─── Given data ───

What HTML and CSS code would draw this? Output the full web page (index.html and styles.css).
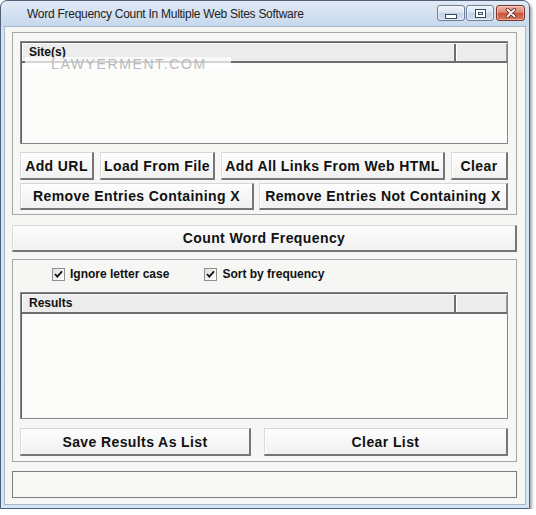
FILE: index.html
```html
<!DOCTYPE html>
<html>
<head>
<meta charset="utf-8">
<title>Word Frequency Count In Multiple Web Sites Software</title>
<link rel="stylesheet" href="styles.css">
</head>
<body>
<div class="window">
  <div class="titlebar">
    <span class="title">Word Frequency Count In Multiple Web Sites Software</span>
    <div class="caption-buttons">
      <span class="cap cap-min"><span class="glyph-min"></span></span>
      <span class="cap cap-max"><span class="glyph-max"><span class="glyph-max-inner"></span></span></span>
      <span class="cap cap-close">
        <svg class="glyph-close" width="14" height="10" viewBox="0 0 14 10">
          <path d="M3.5 1.5 L10.5 8.5 M10.5 1.5 L3.5 8.5" stroke="#5a2419" stroke-width="3.4" stroke-linecap="round" fill="none"/>
          <path d="M3.5 1.5 L10.5 8.5 M10.5 1.5 L3.5 8.5" stroke="#ffffff" stroke-width="1.8" stroke-linecap="round" fill="none"/>
        </svg>
      </span>
    </div>
  </div>
  <div class="client">
    <div class="group group-sites">
      <div class="listbox list-sites">
        <div class="list-header">
          <div class="col col-main">Site(s)</div>
          <div class="col col-extra"></div>
        </div>
        <span class="watermark">LAWYERMENT.COM</span>
      </div>
      <div class="btn-row row-1">
        <button class="btn w-addurl">Add URL</button>
        <button class="btn w-load">Load From File</button>
        <button class="btn w-links">Add All Links From Web HTML</button>
        <button class="btn w-clear">Clear</button>
      </div>
      <div class="btn-row row-2">
        <button class="btn w-remove">Remove Entries Containing X</button>
        <button class="btn w-removenot">Remove Entries Not Containing X</button>
      </div>
    </div>
    <button class="btn btn-wide">Count Word Frequency</button>
    <div class="group group-results">
      <div class="check-row">
        <label class="check check-first"><span class="checkbox"><svg width="11" height="11" viewBox="0 0 11 11"><path d="M2 5 L4.3 7.6 L9 2.4" stroke="#111" stroke-width="1.8" fill="none"/></svg></span>Ignore letter case</label>
        <label class="check"><span class="checkbox"><svg width="11" height="11" viewBox="0 0 11 11"><path d="M2 5 L4.3 7.6 L9 2.4" stroke="#111" stroke-width="1.8" fill="none"/></svg></span>Sort by frequency</label>
      </div>
      <div class="listbox list-results">
        <div class="list-header">
          <div class="col col-main">Results</div>
          <div class="col col-extra"></div>
        </div>
      </div>
      <div class="btn-row row-3">
        <button class="btn w-save">Save Results As List</button>
        <button class="btn w-clearlist">Clear List</button>
      </div>
    </div>
    <div class="statusbar"></div>
  </div>
</div>
</body>
</html>
```
FILE: styles.css
```css
html, body {
  margin: 0;
  padding: 0;
  background: #ffffff;
  font-family: "Liberation Sans", Arial, sans-serif;
}

.window {
  width: 530px;
  height: 509px;
  box-sizing: border-box;
  border: 1px solid #4f6178;
  border-radius: 7px 7px 0 0;
  background: linear-gradient(to bottom, #e1eaf6 0, #c7d8ec 25px, #d3e2f2 26px, #d6e5f4 100%);
  padding: 0 3px 3px 3px;
  display: flex;
  flex-direction: column;
  box-shadow: 2px 3px 3px rgba(0, 0, 0, 0.35);
}

/* Title bar */
.titlebar {
  height: 25px;
  flex: none;
  display: flex;
  align-items: flex-start;
}

.title {
  font-size: 12px;
  line-height: 14px;
  letter-spacing: -0.27px;
  color: #222222;
  margin: 6px 0 0 23px;
  white-space: nowrap;
}

.caption-buttons {
  margin-left: auto;
  margin-top: 4px;
  margin-right: 1px;
  display: flex;
}

.cap {
  width: 28px;
  height: 16px;
  box-sizing: border-box;
  border: 1px solid #6b7e98;
  border-radius: 3px;
  background: linear-gradient(to bottom, #eef3fa 0, #dbe5f1 45%, #c3d3e7 50%, #d0dded 100%);
  box-shadow: inset 0 0 0 1px rgba(255, 255, 255, 0.55);
  display: flex;
  align-items: center;
  justify-content: center;
}

.cap-max {
  margin-left: 1px;
}

.cap-close {
  margin-left: 2px;
  width: 29px;
  border-color: #7d372a;
  background: linear-gradient(to bottom, #eeb3a5 0, #dd8a75 45%, #c9533a 50%, #d87a5e 100%);
  box-shadow: inset 0 0 0 1px rgba(255, 230, 220, 0.45);
}

.glyph-min {
  width: 12px;
  height: 5px;
  box-sizing: border-box;
  border: 1px solid #3a4a60;
  background: #ffffff;
  margin-top: 6px;
}

.glyph-max {
  width: 11px;
  height: 9px;
  box-sizing: border-box;
  border: 1px solid #3a4a60;
  background: #ffffff;
  display: flex;
  align-items: center;
  justify-content: center;
}

.glyph-max-inner {
  width: 5px;
  height: 3px;
  box-sizing: border-box;
  border: 1px solid #3a4a60;
}

/* Client area */
.client {
  flex: 1;
  background: #f6f7f4;
  border: 1px solid #a6b7cc;
  padding: 5px 8px 0 7px;
  display: flex;
  flex-direction: column;
}

.group {
  flex: none;
  border: 1px solid #a6a6a6;
  padding: 8px 8px 4px 7px;
  display: flex;
  flex-direction: column;
}

.group-results {
  margin-top: 7px;
  padding-top: 4px;
  padding-bottom: 5px;
}

/* List boxes */
.listbox {
  position: relative;
  box-sizing: border-box;
  border: 1px solid #868686;
  background: #fbfcfa;
  box-shadow: inset 1px 1px 0 #5f5f5f;
  padding: 1px 0 0 1px;
  flex: none;
}

.list-sites {
  height: 103px;
}

.list-results {
  height: 127px;
  margin-top: 8px;
}

.list-header {
  display: flex;
  height: 20px;
  box-sizing: border-box;
  background: #ececec;
  border-top: 1px solid #ffffff;
  border-bottom: 2px solid #6e6e6e;
}

.col {
  font-size: 12px;
  font-weight: bold;
  line-height: 17px;
  color: #111111;
  box-sizing: border-box;
}

.col-main {
  width: 434px;
  padding-left: 6px;
  border-left: 1px solid #ffffff;
  border-right: 2px solid #6e6e6e;
}

.col-extra {
  flex: 1;
  border-left: 1px solid #ffffff;
  border-right: 1px solid #9a9a9a;
}

.watermark {
  position: absolute;
  left: 4px;
  top: 15px;
  height: 13px;
  padding: 0 24px 0 26px;
  background: rgba(255, 255, 255, 0.7);
  color: #b9b9b9;
  font-size: 14px;
  line-height: 15px;
  letter-spacing: 1.6px;
  white-space: nowrap;
}

/* Buttons */
.btn-row {
  display: flex;
  justify-content: space-between;
  flex: none;
}

.row-1 {
  margin-top: 8px;
}

.row-2 {
  margin-top: 3px;
}

.row-3 {
  margin-top: 9px;
}

.btn {
  box-sizing: border-box;
  height: 28px;
  margin: 0;
  padding: 0;
  font-family: "Liberation Sans", Arial, sans-serif;
  font-size: 14px;
  font-weight: bold;
  letter-spacing: 0.4px;
  color: #111111;
  white-space: nowrap;
  background: linear-gradient(to bottom, #fdfdfd 0, #f1f1f1 100%);
  border-style: solid;
  border-width: 1px 2px 2px 1px;
  border-color: #d6d6d6 #767676 #767676 #dcdcdc;
  box-shadow: inset 1px 1px 0 #ffffff;
}

.row-2 .btn {
  height: 27px;
}

.w-addurl { width: 74px; }
.w-load { width: 115px; }
.w-links { width: 224px; }
.w-clear { width: 57px; }
.w-remove { width: 234px; }
.w-removenot { width: 249px; }
.w-save { width: 231px; }
.w-clearlist { width: 244px; }

.btn-wide {
  flex: none;
  width: 100%;
  height: 27px;
  margin-top: 10px;
}

/* Check boxes */
.check-row {
  height: 20px;
  display: flex;
  align-items: center;
  padding-left: 32px;
  flex: none;
}

.check {
  display: flex;
  align-items: center;
  gap: 5px;
  font-size: 12px;
  font-weight: bold;
  color: #111111;
}

.check-first {
  margin-right: 35px;
}

.checkbox {
  width: 13px;
  height: 13px;
  box-sizing: border-box;
  border: 1px solid #8e8e8e;
  background: linear-gradient(135deg, #dedede 0, #ffffff 100%);
  display: flex;
  align-items: center;
  justify-content: center;
}

/* Status bar */
.statusbar {
  flex: none;
  margin-top: 9px;
  height: 27px;
  box-sizing: border-box;
  border: 1px solid #7c7c7c;
  background: #f8f9f7;
}
```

───

**Exercise requirements**
From the data above, copy each line that has the string "index".

**Reply to the exercise**
What HTML and CSS code would draw this? Output the full web page (index.html and styles.css).
FILE: index.html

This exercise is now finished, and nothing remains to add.